Opinion

THOSE UNIONS, AGAIN

Another day, another Albany scandal.

But three cheers to the New York Times for putting one of the latest on Page One last Friday.

The Times told the tale of Jonathan Schwartz, trusted actuary and author of the official fiscal impact statement for a new bill – instigated New York City’s powerful municipal-union District Council 37 – that would substantially lower the retirement age for thousands of city employees.

The bill is strongly opposed by Mayor Bloomberg because, he says, it would cost the city some $200 million a year.

Oddly, Schwartz’s analysis pegs its cost at exactly zero.

That’s some disparity.

This explains it: It seems that Schwartz – far from the noninvolved technocrat one would expect for this sort of analysis – is on the payroll of DC 37, among numerous other labor interests.

Not that anyone, save for the Times’ reporting, would ever know this: His analysis is presented in the bill as if it were an official government estimate; it’s enough to satisfy a state law requiring all such bills to come with a fiscal-impact statement – and he’s done it hundreds of times in the past.

Albany, in other words, routinely farms out its own responsibility to watch the public purse to the very special interests intent on snatching it.

Indeed, the only true surprise is just how open everyone’s being about it.

“It’s their bill,” said Assemblyman Peter Abbate (D-Bklyn), the retirement plan’s supposed sponsor. “[District Council 37] drew up the bill; they went with Jonathan Schwartz . . . We assume he comes up with the real number.”

Not that Schwartz is under any such illusions:

“I got a little bit carried away in my formulation,” he told the Times, fully admitting to fudging the bill’s numbers to hide untold millions in public cost.

“It’s a step above voodoo,” Schwartz acknowledged.

But hey: “The Legislature knows full well I’m being paid by the unions.
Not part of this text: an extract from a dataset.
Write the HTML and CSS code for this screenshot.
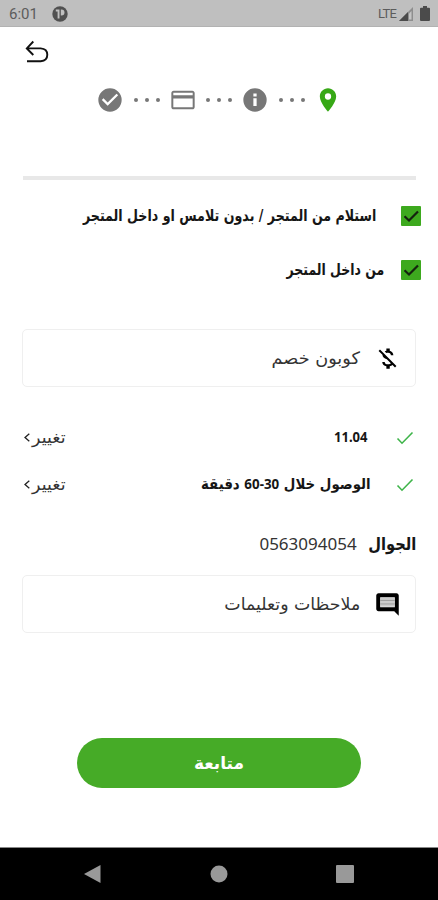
FILE: index.html
```html
<!DOCTYPE html>
<html lang="ar">
<head>
<meta charset="utf-8">
<meta name="viewport" content="width=device-width">
<title>متابعة الطلب</title>
<link rel="stylesheet" href="styles.css">
</head>
<body>
<header class="status">
  <span class="clock">6:01</span>
  <svg class="app-dot" viewBox="0 0 16 16"><circle cx="8" cy="8" r="7.7" fill="#505050"/><path d="M3.800 3.500h3.700v9H5.600V5.600H3.800zM8.800 3.500h.700a3 3 0 0 1 0 6h-.700z" fill="#bfbfbf"/></svg>
  <span class="lte">LTE</span>
  <svg class="signal" viewBox="0 0 14 14"><path d="M0 14 14 0v14z" fill="#8e8e8e"/><path d="M0 14 9 5v9z" fill="#4b4b4b"/><path d="M10 6.5 12.5 4v8.5H10z" fill="#c5c5c5"/></svg>
  <svg class="battery" viewBox="0 0 10 15"><path d="M3 0h4v1.7h2q1 0 1 1V14q0 1-1 1H1q-1 0-1-1V2.700q0-1 1-1h2z" fill="#4b4b4b"/></svg>
</header>
<div class="toolbar">
  <svg class="back" viewBox="0 0 24 24"><path d="M8.300 1.500 1.800 8.400l6.500 6.600M2.200 8.400h13.500q6.600.5 6.600 6.300t-6.600 6.600H2" fill="none" stroke="#111" stroke-width="1.900"/></svg>
</div>
<div class="steps">
  <svg class="step" viewBox="0 0 24 24"><path d="M12 2a10 10 0 1 0 0 20 10 10 0 0 0 0-20zm-2 15-5-5 1.410-1.410L10 14.170l7.590-7.590L19 8z"/></svg>
  <span class="dots"><i></i><i></i><i></i></span>
  <svg class="step" viewBox="0 0 24 24"><path d="M20 4H4c-1.110 0-1.990.890-1.990 2L2 18c0 1.110.890 2 2 2h16c1.110 0 2-.890 2-2V6c0-1.110-.890-2-2-2zm.300 14.300H3.700v-7.500h16.600zm0-10.300H3.700V5.700h16.600z"/></svg>
  <span class="dots"><i></i><i></i><i></i></span>
  <svg class="step" viewBox="0 0 24 24"><path d="M12 2a10 10 0 1 0 0 20 10 10 0 0 0 0-20zm1.400 15.200h-2.800v-6.700h2.800zm0-8.100h-2.800V6.500h2.800z"/></svg>
  <span class="dots"><i></i><i></i><i></i></span>
  <svg class="step current" viewBox="0 0 24 24"><path d="M12 2C8.130 2 5 5.130 5 9c0 5.250 7 13 7 13s7-7.750 7-13c0-3.870-3.130-7-7-7zm0 9.700a2.700 2.700 0 1 1 0-5.400 2.700 2.700 0 0 1 0 5.400z"/></svg>
</div>
<main class="content" dir="rtl">
  <hr class="rule">
  <div class="option option-store">
    <svg class="box" viewBox="0 0 20 20"><path d="M3.500 10.200 8 14.500l9-9"/></svg>
    <span class="label label-store">استلام من المتجر / بدون تلامس او داخل المتجر</span>
  </div>
  <div class="option option-inside">
    <svg class="box" viewBox="0 0 20 20"><path d="M3.500 10.200 8 14.500l9-9"/></svg>
    <span class="label label-inside">من داخل المتجر</span>
  </div>
  <div class="field">
    <svg class="field-icon" viewBox="0 0 24 24"><path d="M12.500 6.900c1.780 0 2.440.850 2.500 2.100h2.210c-.070-1.720-1.120-3.300-3.210-3.810V3h-3v2.160c-.530.120-1.030.300-1.480.540l1.470 1.470c.410-.170.910-.270 1.510-.270zM5.330 4.060 4.060 5.330 7.500 8.770c0 2.080 1.560 3.210 3.910 3.910l3.510 3.510c-.340.480-1.050.910-2.420.910-2.060 0-2.870-.920-2.980-2.100h-2.200c.120 2.190 1.760 3.420 3.680 3.830V21h3v-2.150c.960-.180 1.820-.550 2.450-1.120l2.220 2.220 1.270-1.270z"/></svg>
    <span class="hint hint-coupon">كوبون خصم</span>
  </div>
  <div class="row row-price">
    <svg class="tick" viewBox="0 0 18 14"><path d="m1.500 7.500 4.500 4.700L16.500 1.500"/></svg>
    <span class="value value-price">11.04</span>
    <span class="change"><span class="change-text">تغيير</span><svg class="chevron" viewBox="0 0 6 9"><path d="M5.300.700 1 4.500l4.300 3.800"/></svg></span>
  </div>
  <div class="row row-time">
    <svg class="tick" viewBox="0 0 18 14"><path d="m1.500 7.500 4.500 4.700L16.500 1.500"/></svg>
    <span class="value value-time">الوصول خلال <bdi dir="ltr">60-30</bdi> دقيقة</span>
    <span class="change"><span class="change-text">تغيير</span><svg class="chevron" viewBox="0 0 6 9"><path d="M5.300.700 1 4.500l4.300 3.800"/></svg></span>
  </div>
  <div class="phone">
    <span class="phone-label">الجوال</span>
    <span class="phone-number">0563094054</span>
  </div>
  <div class="field">
    <svg class="field-icon" viewBox="0 0 24 24"><path d="M6 6h12v8H6z" fill="#ccc"/><path fill-rule="evenodd" d="M22 4c0-1.100-.900-2-2-2H4c-1.100 0-2 .900-2 2v12c0 1.100.900 2 2 2h14l4 4zM18.500 14.500h-13v-9h13z"/><path d="M5.500 8.400h13M5.500 11.500h13" stroke="#999" stroke-width=".8"/></svg>
    <span class="hint hint-notes">ملاحظات وتعليمات</span>
  </div>
  <button class="submit"><span class="submit-text">متابعة</span></button>
</main>
<nav class="nav">
  <svg viewBox="0 0 18 18"><path d="M0 9 16.500 0v18z"/></svg>
  <svg viewBox="0 0 18 18"><circle cx="9" cy="9" r="8.500"/></svg>
  <svg viewBox="0 0 18 18"><rect width="18" height="18" rx="1"/></svg>
</nav>
</body>
</html>
```
FILE: styles.css
```css
* { box-sizing: border-box; }
body {
  margin: 0;
  width: 438px;
  height: 900px;
  display: flex;
  flex-direction: column;
  overflow: hidden;
  background: #fff;
  color: #161616;
  font-family: "DejaVu Sans", sans-serif;
}
svg { display: block; flex: none; }
span { white-space: nowrap; }

.status {
  height: 27px;
  flex: none;
  display: flex;
  align-items: center;
  padding: 1px 8px 0 9px;
  background: #bfbfbf;
  border-bottom: 1px solid #b2b2b2;
  color: #5c5c5c;
  font-family: Roboto, sans-serif;
}
.clock { width: 43px; font-size: 15px; }
.app-dot { width: 16px; height: 16px; }
.lte { margin-left: auto; margin-right: 3px; font-size: 13px; letter-spacing: -0.8px; }
.signal { width: 14px; height: 14px; margin-right: 7px; }
.battery { width: 10px; height: 15px; }

.toolbar { height: 58px; flex: none; padding: 13px 0 0 25px; }
.back { width: 24px; height: 24px; }

.steps {
  height: 29px;
  flex: none;
  display: flex;
  justify-content: center;
  align-items: center;
}
.step { width: 28px; height: 28px; fill: #777; }
.current { fill: #37a816; }
.dots { width: 44.5px; display: flex; justify-content: center; gap: 7px; }
.dots i { width: 4px; height: 4px; border-radius: 50%; background: #777; }

.content { flex: 1; display: flex; flex-direction: column; padding: 62px 22px 0; }
.rule { width: 393px; height: 4px; flex: none; margin: 0 0 26px; border: 0; background: #e8e8e8; }
.option { display: flex; align-items: center; height: 20px; margin-right: -5px; }
.option-inside { margin: 34px -5px 49px 0; }
.box { width: 20px; height: 20px; background: #3da91e; border-radius: 1px; }
.box path { fill: none; stroke: #14230e; stroke-width: 2.2; }
.label { font-size: 16px; font-weight: bold; line-height: 20px; transform-origin: right center; }
.label-store { margin-right: 25px; transform: scaleX(0.79); }
.label-inside { margin-right: 17px; transform: scaleX(0.78); }

.field {
  height: 58px;
  flex: none;
  display: flex;
  align-items: center;
  padding-right: 14px;
  border: 1px solid #efefef;
  border-radius: 5px;
}
.field-icon { width: 27px; height: 27px; }
.hint { margin-right: 14px; font-size: 17px; color: #333; transform-origin: right center; }
.hint-coupon { transform: scaleX(1.04); }
.hint-notes { transform: scaleX(1.02); }

.row { height: 47px; flex: none; display: flex; align-items: center; padding-right: 2px; }
.row-price { margin-top: 27px; }
.tick { width: 18px; height: 14px; }
.tick path { fill: none; stroke: #3eb449; stroke-width: 1.6; }
.value { font-size: 15px; font-weight: bold; line-height: 20px; transform-origin: right center; }
.value-price { margin-right: 28px; margin-top: -3px; font-family: "Noto Sans", sans-serif; transform: scaleX(0.87); }
.value-time { margin-right: 25px; margin-top: -2px; transform: scaleX(0.89); }
.value-time bdi { font-family: "Noto Sans", sans-serif; }
.change { margin-right: auto; display: flex; align-items: center; gap: 2px; padding-left: 2px; color: #333; font-size: 16.5px; }
.change-text { transform-origin: left center; transform: scaleX(1.06); }
.chevron { width: 6px; height: 9px; }
.chevron path { fill: none; stroke: #222; stroke-width: 1.3; }

.phone { height: 67px; flex: none; display: flex; align-items: center; padding-top: 4px; }
.phone-label { font-size: 17.5px; font-weight: bold; transform-origin: right center; transform: scaleX(0.84); }
.phone-number { margin-right: 2px; font-family: "Noto Sans", sans-serif; font-size: 17px; color: #333; }

.submit {
  width: 284px;
  height: 50px;
  flex: none;
  align-self: center;
  margin-top: 105px;
  padding: 0;
  border: 0;
  border-radius: 25px;
  background: #46ab27;
  color: #fff;
  font: bold 17px "DejaVu Sans", sans-serif;
}
.submit-text { display: inline-block; }

.nav {
  height: 53px;
  flex: none;
  display: flex;
  justify-content: space-between;
  align-items: center;
  padding: 0 84px;
  background: #000;
  border-top: 1px solid #888;
}
.nav svg { width: 18px; height: 18px; fill: #999; }
```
If they choose not to disclose that, that’s on them, not me.”

Wow.

All of this, no wonder, has incurred Bloomberg’s fully justified anger:

“You know, for all of the dysfunction and the outrage at ways they waste our money in Washington, at least they have independent budget numbers that are arrived at by experts,” he said Friday.

“In this case it is just thoroughly corrupt,” says the mayor.

Indeed it is.

Now that it’s out in the open though, Assembly Speaker Sheldon Silver is feigning shock.

“I have determined that the Assembly cannot have confidence in any of the fiscal notes [authored by Schwartz],” says the speaker.

Well, of course not.

But that certainly won’t stop Silver and Senate Majority Leader Joe Bruno from passing his bills anyway, you can count on that.

They lay supine before their true masters: not the hardworking people of the state of New York, who have little hope of early retirement for themselves, but rather those corrupt – and corrupting – public-employee unions.

It’s utterly contemptible, but it’s business as usual for Albany.